The internet is an awesome tool, but it can lead your children into very dark, dangerous places without them even realising it. Not convinced yet? Perhaps a visit to (login with your Facebook account) would best illustrate the real concerns the internet can bring!

Another thing I’d like to point out is that I have often heard parents commenting that their children do not have cellphones, tablets or even a television at home, so they feel they are safe.  Sadly it is a bit like the forbidden fruit, as many of these children may well be given exposure elsewhere – in friend’s homes, at school, with extended family etc. Thus the need to educate towards correct and value-based usage becomes even more important.  As they say, “Where there is a will, there is a way!” and our strong-willed millennials know the way even better than us adults, as they were born digital natives unlike many of their parents.
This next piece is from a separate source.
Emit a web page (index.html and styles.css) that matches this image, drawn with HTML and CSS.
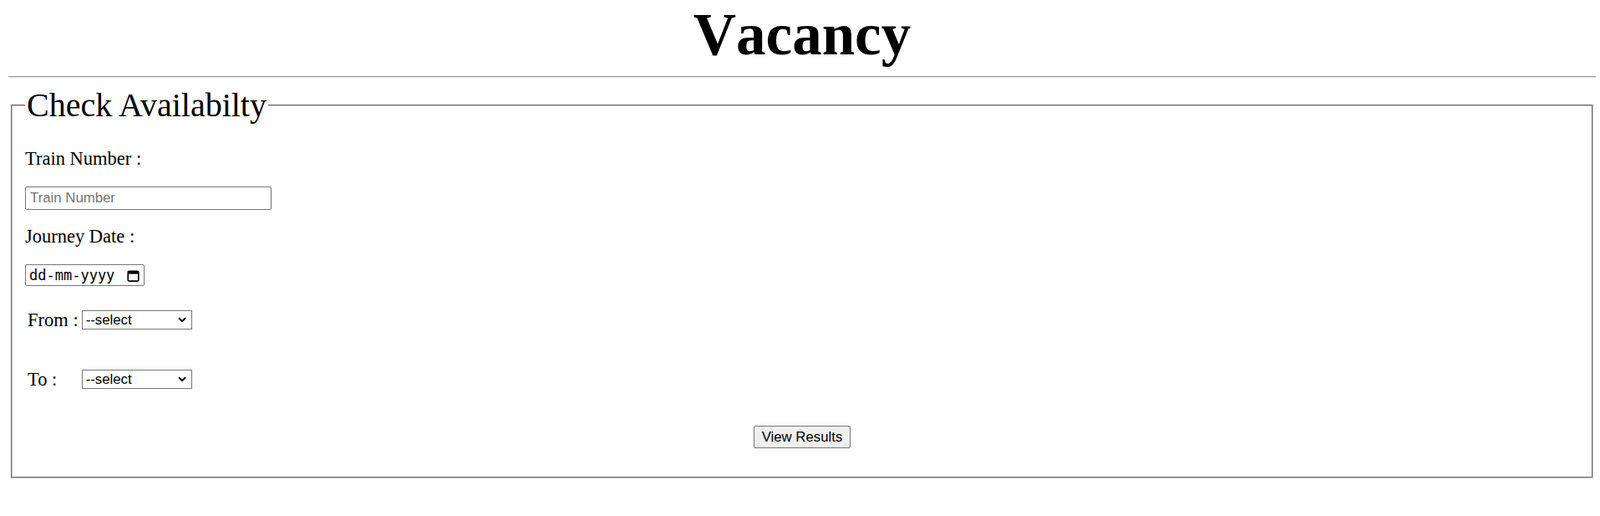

And while much of this may seem relevant to only to the older boys and girls of the school, remember that even an innocent Google search could reveal something inappropriate, just like an online game site with undesirable pop ups could be stumbled across at any time! Children being children, I have no doubt they will then click, go back and share!  It’s what they do, it’s called curiosity!

The truth is, and I’m sure many of you will relate, that I couldn’t possibly survive without my smart phone or laptop, and I wrote this blog with mixed feelings. But as I often do, I allowed the values taught to me by my parents to be my guide and hope that this would also hold strong for my sons one day!